Residents in first-tier cities appear to have the best investment acumen and knowledge in China, with a considerable number of them managing to realize higher returns from online wealth management products.
Online customers from Shanghai managed to make an average return of 897 yuan ($144.5) from their WMPs between Jan 15, 2014 and Jan 15, 2015, the highest in China, said a report released by Licaitong, the wealth management service of WeChat, on Thursday.
Licaitong, a service that enables WeChat users to buy and sell money market funds using mobile devices and get higher interest rates than typical bank deposits, has more than 10 million users and accumulated deposits of more than 100 billion yuan.

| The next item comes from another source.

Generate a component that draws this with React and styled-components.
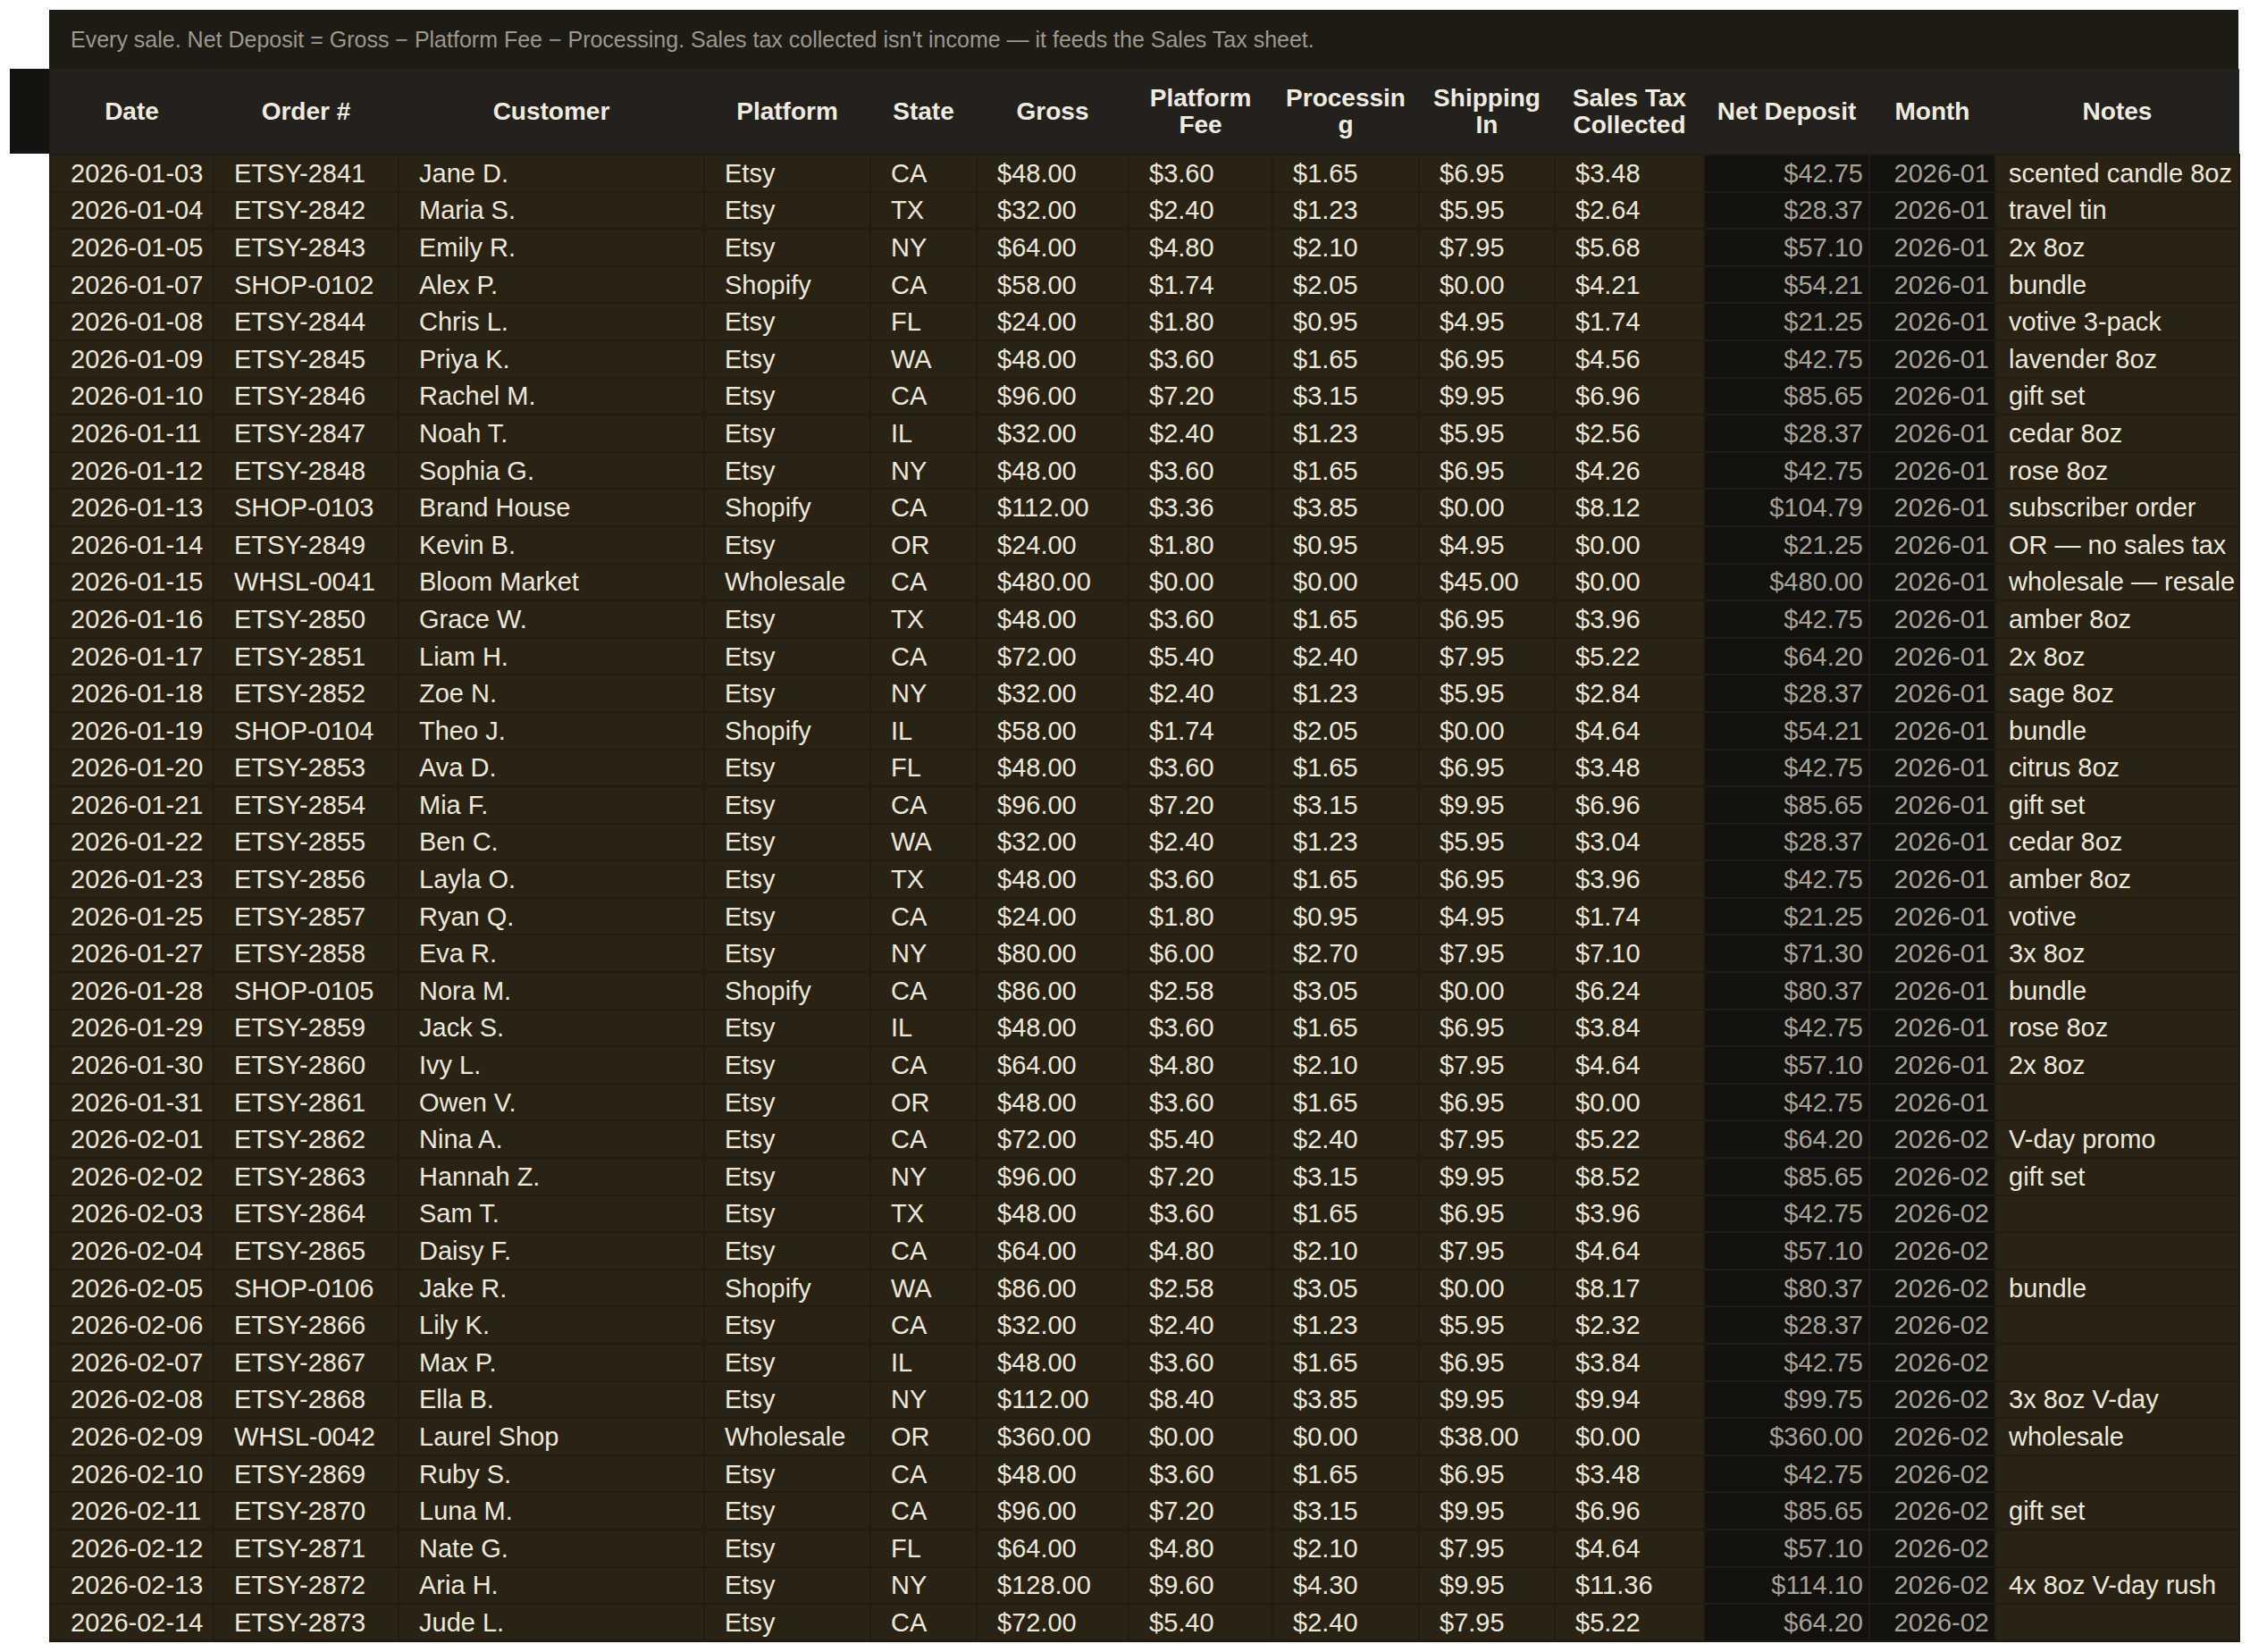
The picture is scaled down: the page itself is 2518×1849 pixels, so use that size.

Customers from Beijing were in the second spot with an average return rate of 851 yuan during the same period, followed by online customers from Zhejiang province, Jiangsu province and Guangdong province with average returns ranging between 670 yuan and 620 yuan.
Licaitong, jointly developed by Chinese Internet giant Tencent Holdings Ltd and several fund companies, has helped users earn returns amounting to more than 3 billion yuan so far. The highest amount earned by a Licaitong user was about 50,000 yuan over the past year.
According to Licaitong, online customers who were born in the 1960s, are the most stable users of WMPs. Despite the fact that they can cash in their wealth management products whenever they want, they prefer to deposit the money for at least 258 days, on average.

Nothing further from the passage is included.